DESCRIPTION OF THE TASK:
Select each line where the word "that" appears.

---------- DATA SUPPLIED

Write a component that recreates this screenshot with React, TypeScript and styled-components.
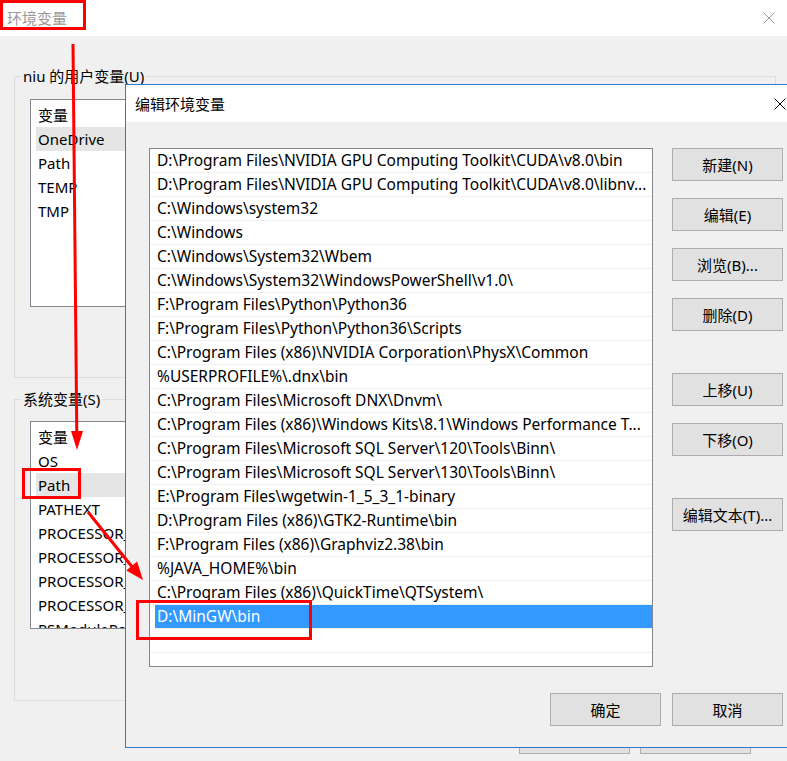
import styled, { createGlobalStyle } from 'styled-components';

const GlobalStyle = createGlobalStyle`
  html, body {
    margin: 0;
    padding: 0;
    background: #f0f0f0;
  }
  body {
    width: 787px;
    height: 761px;
    overflow: hidden;
    font-family: "Noto Sans", "Noto Sans CJK SC", sans-serif;
    font-size: 15px;
    color: #000;
  }
`;

const Desktop = styled.div`
  position: relative;
  width: 787px;
  height: 761px;
  overflow: hidden;
  background: #f0f0f0;
`;

const MainWindow = styled.div`
  display: flex;
  flex-direction: column;
  height: 100%;
`;

const TitleBar = styled.div<{ $active?: boolean }>`
  flex: none;
  height: ${(p) => (p.$active ? 37 : 36)}px;
  box-sizing: border-box;
  background: #fff;
  display: flex;
  align-items: center;
  justify-content: space-between;
  padding: ${(p) => (p.$active ? '0 15px 0 9px' : '0 12px 0 7px')};
  color: ${(p) => (p.$active ? '#000' : '#999')};
  line-height: 20px;
`;

const CloseIcon = ({ color }: { color: string }) => (
  <svg width="12" height="12" viewBox="0 0 12 12">
    <path d="M0.5 0.5 L11.5 11.5 M11.5 0.5 L0.5 11.5" stroke={color} strokeWidth="1" fill="none" />
  </svg>
);

const MainBody = styled.div`
  flex: 1;
  padding: 30px 11px 0 14px;
  display: flex;
  flex-direction: column;
`;

const GroupBox = styled.fieldset<{ $bottom: number }>`
  margin: 0 0 11px 0;
  padding: 0 0 ${(p) => p.$bottom}px 0;
  border: 1px solid #dcdcdc;
  min-width: 0;
`;

const GroupLabel = styled.legend`
  margin-left: 6px;
  padding: 0 2px;
  line-height: 20px;
`;

// the right part of these lists lies under the dialog, so they stop just past its edge
const ListView = styled.div<{ $top: number }>`
  margin: ${(p) => p.$top}px 0 0 15px;
  width: 110px;
  height: 208px;
  box-sizing: border-box;
  border: 1px solid #828790;
  background: #fff;
  padding-top: 3px;
  overflow: hidden;
`;

const HeaderRow = styled.div`
  height: 24px;
  line-height: 24px;
  padding-left: 7px;
  white-space: nowrap;
`;

const VarRow = styled.div<{ $hover?: boolean }>`
  height: 24px;
  line-height: 24px;
  margin-left: 5px;
  padding-left: 2px;
  white-space: nowrap;
  overflow: hidden;
  background: ${(p) => (p.$hover ? '#e5e5e5' : 'transparent')};
`;

const MainFooter = styled.div`
  display: flex;
  justify-content: flex-end;
  gap: 10px;
  margin: 9px 25px 0 0;
`;

const Button = styled.div<{ $gap?: number }>`
  flex: none;
  width: 111px;
  height: 33px;
  box-sizing: border-box;
  margin-top: ${(p) => p.$gap ?? 0}px;
  border: 1px solid #adadad;
  background: #e1e1e1;
  display: flex;
  align-items: center;
  justify-content: center;
  line-height: 20px;
  white-space: nowrap;
`;

const Dialog = styled.div`
  position: absolute;
  left: 125px;
  top: 84px;
  width: 677px;
  height: 664px;
  box-sizing: border-box;
  border: 1px solid #2a7ccb;
  background: #f0f0f0;
  display: flex;
  flex-direction: column;
`;

const DialogBody = styled.div`
  padding: 26px 0 0 23px;
  width: 634px;
`;

const DialogMain = styled.div`
  display: flex;
  gap: 19px;
`;

const PathList = styled.div`
  width: 504px;
  height: 519px;
  box-sizing: border-box;
  border: 1px solid #828790;
  background: #fff;
  overflow: hidden;
`;

const PathRow = styled.div`
  height: 24px;
  box-sizing: border-box;
  border-bottom: 1px solid #efefef;
`;

const PathCell = styled.div<{ $selected?: boolean }>`
  height: 23px;
  line-height: 23px;
  margin-left: 5px;
  padding-left: 2px;
  font-size: 15.5px;
  white-space: nowrap;
  overflow: hidden;
  background: ${(p) => (p.$selected ? '#3399ff' : 'transparent')};
  color: ${(p) => (p.$selected ? '#fff' : '#000')};
`;

const ButtonColumn = styled.div`
  display: flex;
  flex-direction: column;
`;

const DialogFooter = styled.div`
  display: flex;
  justify-content: flex-end;
  gap: 11px;
  margin-top: 26px;
`;

const Annotations = styled.svg`
  position: absolute;
  left: 0;
  top: 0;
  pointer-events: none;
`;

const userVars = ['OneDrive', 'Path', 'TEMP', 'TMP'];
const systemVars = [
  'OS',
  'Path',
  'PATHEXT',
  'PROCESSOR_ARCHITECTURE',
  'PROCESSOR_IDENTIFIER',
  'PROCESSOR_LEVEL',
  'PROCESSOR_REVISION',
  'PSModulePath',
];

const paths = [
  'D:\\Program Files\\NVIDIA GPU Computing Toolkit\\CUDA\\v8.0\\bin',
  'D:\\Program Files\\NVIDIA GPU Computing Toolkit\\CUDA\\v8.0\\libnv...',
  'C:\\Windows\\system32',
  'C:\\Windows',
  'C:\\Windows\\System32\\Wbem',
  'C:\\Windows\\System32\\WindowsPowerShell\\v1.0\\',
  'F:\\Program Files\\Python\\Python36',
  'F:\\Program Files\\Python\\Python36\\Scripts',
  'C:\\Program Files (x86)\\NVIDIA Corporation\\PhysX\\Common',
  '%USERPROFILE%\\.dnx\\bin',
  'C:\\Program Files\\Microsoft DNX\\Dnvm\\',
  'C:\\Program Files (x86)\\Windows Kits\\8.1\\Windows Performance T...',
  'C:\\Program Files\\Microsoft SQL Server\\120\\Tools\\Binn\\',
  'C:\\Program Files\\Microsoft SQL Server\\130\\Tools\\Binn\\',
  'E:\\Program Files\\wgetwin-1_5_3_1-binary',
  'D:\\Program Files (x86)\\GTK2-Runtime\\bin',
  'F:\\Program Files (x86)\\Graphviz2.38\\bin',
  '%JAVA_HOME%\\bin',
  'C:\\Program Files (x86)\\QuickTime\\QTSystem\\',
  'D:\\MinGW\\bin',
  '',
];

const sideButtons: { label: string; gap: number }[] = [
  { label: '新建(N)', gap: 0 },
  { label: '编辑(E)', gap: 17 },
  { label: '浏览(B)...', gap: 17 },
  { label: '删除(D)', gap: 17 },
  { label: '上移(U)', gap: 42 },
  { label: '下移(O)', gap: 17 },
  { label: '编辑文本(T)...', gap: 42 },
];

const App = () => {
  return (
    <Desktop>
      <GlobalStyle />
      <MainWindow>
        <TitleBar>
          <span>环境变量</span>
          <CloseIcon color="#999" />
        </TitleBar>
        <MainBody>
          <GroupBox $bottom={70}>
            <GroupLabel>niu 的用户变量(U)</GroupLabel>
            <ListView $top={13}>
              <HeaderRow>变量</HeaderRow>
              {userVars.map((v, i) => (
                <VarRow key={v} $hover={i === 0}>
                  {v}
                </VarRow>
              ))}
            </ListView>
          </GroupBox>
          <GroupBox $bottom={71}>
            <GroupLabel>系统变量(S)</GroupLabel>
            <ListView $top={12}>
              <HeaderRow>变量</HeaderRow>
              {systemVars.map((v) => (
                <VarRow key={v} $hover={v === 'Path'}>
                  {v}
                </VarRow>
              ))}
            </ListView>
          </GroupBox>
          <MainFooter>
            <Button>确定</Button>
            <Button>取消</Button>
          </MainFooter>
        </MainBody>
      </MainWindow>

      <Dialog>
        <TitleBar $active>
          <span>编辑环境变量</span>
          <CloseIcon color="#000" />
        </TitleBar>
        <DialogBody>
          <DialogMain>
            <PathList>
              {paths.map((p, i) => (
                <PathRow key={i}>
                  <PathCell $selected={p === 'D:\\MinGW\\bin'}>{p}</PathCell>
                </PathRow>
              ))}
            </PathList>
            <ButtonColumn>
              {sideButtons.map((b) => (
                <Button key={b.label} $gap={b.gap}>
                  {b.label}
                </Button>
              ))}
            </ButtonColumn>
          </DialogMain>
          <DialogFooter>
            <Button>确定</Button>
            <Button>取消</Button>
          </DialogFooter>
        </DialogBody>
      </Dialog>

      <Annotations width="787" height="761" viewBox="0 0 787 761">
        <g fill="none" stroke="#ff0000" strokeWidth="3">
          <rect x="1.5" y="1.5" width="83" height="27" />
          <rect x="23.5" y="469.5" width="56" height="28" />
          <rect x="137.5" y="601.5" width="173" height="37" />
          <line x1="73" y1="44" x2="76.8" y2="434" />
          <line x1="88" y1="512" x2="133" y2="568" />
        </g>
        <g fill="#ff0000">
          <polygon points="77,450 71,431 83,431" />
          <polygon points="143,580 126.3,570.4 137.1,561.6" />
        </g>
      </Annotations>
    </Desktop>
  );
};

export default App;
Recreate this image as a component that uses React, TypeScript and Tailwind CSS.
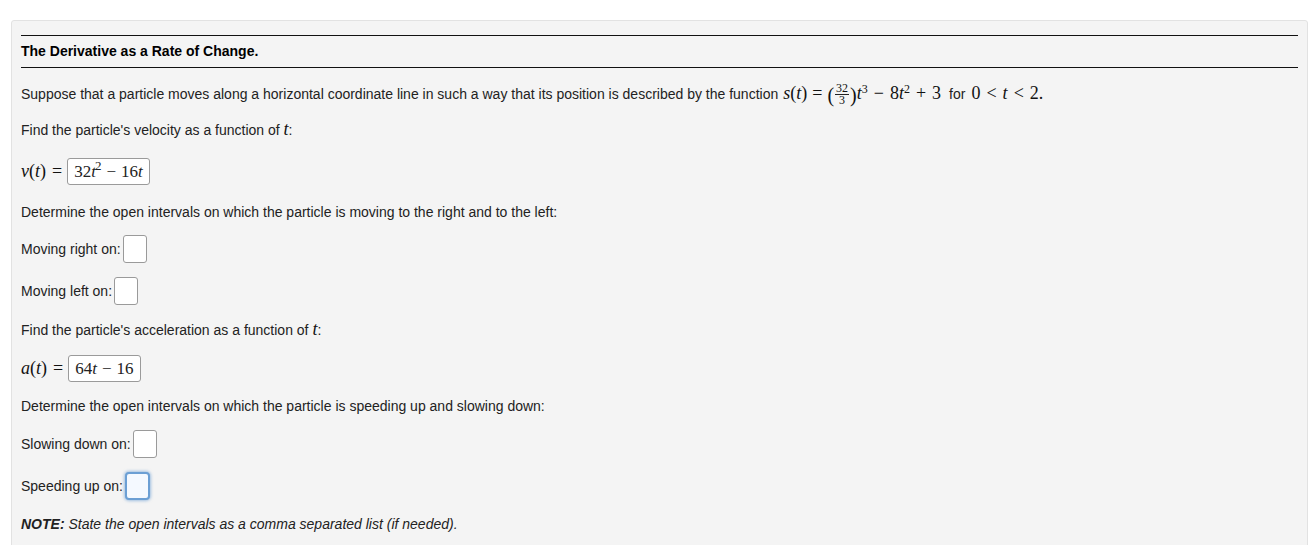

--------------------

SOLVED EXERCISE:
Write a component that recreates this screenshot with React, TypeScript and styled-components.
Recreate this image as a component that uses React, TypeScript and Tailwind CSS.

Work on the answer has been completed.